What employers need to know


The World Health Organization (WHO) defines employee burnout as a syndrome from workplace stress that employers don’t successfully manage, rather than a medical condition. Whether clinically diagnosable or not, burnout is a serious concern that — if unmanaged — could profoundly impact employee health and workplace safety.
What is employee burnout?
If you’re directly or indirectly involved in safety management, add employee burnout to your list of checks to assist your endeavours in maintaining or improving your company’s safety compliance. Burnout is workload and environment-related stress, resulting from unhappy or overworked employees. The WHO characterizes workplace burnout in three occupational dimensions:
- Reduced professional efficacy
- Increased mental distancing from daily tasks, cynicism and negativity
- Feelings of exhaustion or energy depletion
Burnout reduces employees' motivation, productivity, concentration and work quality and negatively impacts their mood and health. This adversely affects workplace safety, so be aware of the signs and find solutions, preferably before burnout affects too many staff members.
An example of burnout’s effect on safety
Imagine you’ve assigned urgent tasks with stringent deadlines for a vital new contract to Machinist X, a skilled and experienced employee. Initially, your top machinist delivers quality results, even working extra hours daily.
Based on quality and prompt delivery, your customer constantly reorders. After a month of overtime, small mistakes appear in Machinist X’s submissions, projects take longer and your employee is irritable toward co-workers. When Machinist X forgets to switch off his machine during lunch one day and calls out the next, you realize something is wrong.
This example personalizes and typifies employee burnout. With increased workload and stress levels, Machinist X’s mood, accuracy, productivity, attention span and excellent work record suffer. By assessing an employee’s workload early and delegating pressing tasks to a wider range of staff members, you manage your team’s mental health, ensuring fewer safety risks through demotivation and concentration lapses.
How to reduce burnout to improve safety compliance
Work-related factors cause the deaths of 2.93 million workers annually. While burnout may contribute directly to only a minor percentage of these, its impact may be higher than you think. Along with implementing safety controls like machine guarding, fall hazard protection and policies against workplace harassment, consider workplace burnout as part of your safety compliance plan.

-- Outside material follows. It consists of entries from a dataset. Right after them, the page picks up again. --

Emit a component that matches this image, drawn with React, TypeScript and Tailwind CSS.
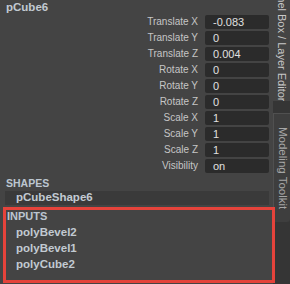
const attrs = [
  { label: "Translate X", value: "-0.083" },
  { label: "Translate Y", value: "0" },
  { label: "Translate Z", value: "0.004" },
  { label: "Rotate X", value: "0" },
  { label: "Rotate Y", value: "0" },
  { label: "Rotate Z", value: "0" },
  { label: "Scale X", value: "1" },
  { label: "Scale Y", value: "1" },
  { label: "Scale Z", value: "1" },
  { label: "Visibility", value: "on" },
];

const inputs = ["polyBevel2", "polyBevel1", "polyCube2"];

export default function App() {
  return (
    <div className="w-[290px] h-[284px] flex overflow-hidden bg-[#353535] font-['Liberation_Sans',Arial,sans-serif]">
      {/* channel box panel */}
      <div className="w-[273px] h-full bg-[#444444] flex flex-col">
        <div className="h-[15px] pl-[6px] flex items-center text-[11.5px] font-bold text-[#c2cad2] leading-none">
          pCube6
        </div>

        <div className="flex flex-col gap-[2px]">
          {attrs.map((a) => (
            <div key={a.label} className="flex h-[14px] items-center">
              <div className="w-[198px] text-right text-[10px] leading-none text-[#c6c6c6]">
                {a.label}
              </div>
              <div className="ml-[7px] w-[64px] h-full bg-[#2b2b2b] rounded-[2px] pl-[8px] flex items-center text-[11px] leading-none text-[#e0e0e0]">
                {a.value}
              </div>
            </div>
          ))}
        </div>

        <div className="mt-[2px] h-[16px] pl-[6px] flex items-center text-[10.5px] font-bold text-[#bcc6d0] leading-none">
          SHAPES
        </div>
        <div className="ml-[5px] w-[264px] h-[14px] bg-[#3a3a3a] pl-[11px] flex items-center text-[11.5px] font-bold text-[#c2cad2] leading-none">
          pCubeShape6
        </div>

        {/* highlighted inputs */}
        <div className="relative mt-[2px] ml-[3px] w-[272px] h-[76px] border-[3px] border-[#e5433b]">
          <div className="h-[13px] pl-[1px] flex items-center text-[11px] font-bold text-[#bcc6d0] leading-none">
            INPUTS
          </div>
          <div className="mt-[2px] flex flex-col">
            {inputs.map((n) => (
              <div key={n} className="h-[16px] pl-[10px] flex items-center text-[11.5px] font-bold text-[#c2cad2] leading-none">
                {n}
              </div>
            ))}
          </div>
        </div>
      </div>

      {/* side tabs */}
      <div className="flex-1 flex flex-col">
        <div className="h-[101px] bg-[#444444] overflow-hidden flex flex-col justify-end items-center">
          <span className="[writing-mode:vertical-rl] whitespace-nowrap text-[11px] leading-none text-[#c8c8c8]">
            Channel Box / Layer Editor
          </span>
        </div>
        <div className="h-[12px]" />
        <div className="h-[109px] bg-[#3e3e3e] border-t border-l border-[#505050] rounded-br-[3px] flex justify-center items-center">
          <span className="[writing-mode:vertical-rl] whitespace-nowrap text-[11.5px] leading-none text-[#a6a6a6]">
            Modeling Toolkit
          </span>
        </div>
      </div>
    </div>
  );
}
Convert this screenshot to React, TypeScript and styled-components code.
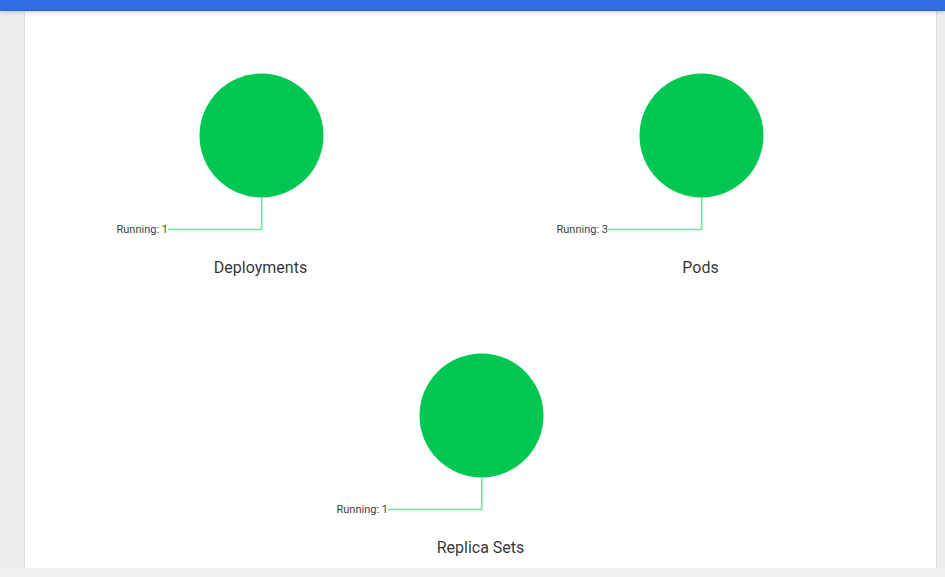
import * as React from "react";
import styled, { createGlobalStyle } from "styled-components";

const GlobalStyle = createGlobalStyle`
  html, body {
    margin: 0;
    padding: 0;
    height: 577px;
    overflow: hidden;
    font-family: Roboto, "Noto Sans", sans-serif;
  }
`;

const Page = styled.div`
  display: flex;
  flex-direction: column;
  height: 577px;
  background-color: #edeef0;
`;

const TopBar = styled.div`
  height: 10px;
  flex-shrink: 0;
  background-color: #326de6;
  border-bottom: 1px solid #2b5fcc;
  box-shadow: 0 1px 4px rgba(0, 0, 0, 0.2);
  position: relative;
  z-index: 1;
`;

const Main = styled.div`
  flex: 1;
  min-height: 0;
  display: flex;
  padding: 0 8px 0 24px;
  overflow: hidden;
`;

const Card = styled.div`
  flex: 1;
  background-color: #ffffff;
  border-left: 1px solid #d9dadc;
  border-right: 1px solid #d9dadc;
  padding-top: 61px;
`;

const Grid = styled.div`
  display: grid;
  grid-template-columns: 440px 440px;
  justify-content: center;
  row-gap: 74px;
`;

const Cell = styled.div<{ $span?: boolean }>`
  display: flex;
  flex-direction: column;
  align-items: center;
  grid-column: ${props => (props.$span ? "1 / span 2" : "auto")};
`;

const Title = styled.div`
  margin-top: 16px;
  font-size: 16px;
  line-height: 20px;
  color: rgba(0, 0, 0, 0.82);
`;

const BottomStrip = styled.div`
  height: 9px;
  flex-shrink: 0;
  background-color: #f0f0f0;
`;

interface ChartProps {
  title: string;
  running: number;
  span?: boolean;
}

const StatusChart = ({ title, running, span }: ChartProps) => {
  return (
    <Cell $span={span}>
      <svg width="440" height="170" viewBox="0 0 440 170">
        <circle cx="220.5" cy="63.5" r="62" fill="#00c752" />
        <polyline
          points="220.75,125 220.75,157.5 127,157.5"
          fill="none"
          stroke="#72e29c"
          strokeWidth="1.5"
        />
        <text
          x="127"
          y="161"
          textAnchor="end"
          fontSize="11"
          fill="rgba(0,0,0,0.8)"
          fontFamily="Roboto, sans-serif"
        >
          Running: {running}
        </text>
      </svg>
      <Title>{title}</Title>
    </Cell>
  );
};

export default function App() {
  return (
    <>
      <GlobalStyle />
      <Page>
        <TopBar />
        <Main>
          <Card>
            <Grid>
              <StatusChart title="Deployments" running={1} />
              <StatusChart title="Pods" running={3} />
              <StatusChart title="Replica Sets" running={1} span />
            </Grid>
          </Card>
        </Main>
        <BottomStrip />
      </Page>
    </>
  );
}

Employee burnout contributes indirectly to safety-related accidents. Safety officers generally list the direct causes of workplace incidents, but many underlying causes could stem from burnout. Lower concentration levels, fatigue, irritation, anger and demotivation — all signs of burnout — could lead to employees acting unsafely at work, resulting in accidents and incidents that you could otherwise avoid.
Assess your employees’ workload, capabilities and ability to work under pressure. With this knowledge, incorporate processes and work schedules like the following to keep your team productive and motivated.
- Open communication: Give your employees outlets to discuss problems and concerns without fear of reprisal.
- Employee autonomy and decision-making: When employees have freedom and flexibility, rather than being micromanaged, a culture of trust is built, and they can review their progress and discuss concerns and celebrations with their managers.
- Self-care policies: Ensure your employees break regularly and leave their workstations when doing so. Provide tips on healthy eating and productive rest.
- Time diversification: Offer flexible schedules and incentivize your employees with time off to promote their well-being. In a 2024 survey, 36% of employees prefer “work from anywhere” models.
- Workload assessment and task reallocation: Reassign tasks where relevant and consistently assess your employees’ workloads through communication.
Happier employees are safer employees
To establish a better safety compliance record, reduce burnout among your employees. By having a productive, settled and happy workforce, you’ll minimize the chances of safety issues through burnout and its related symptoms.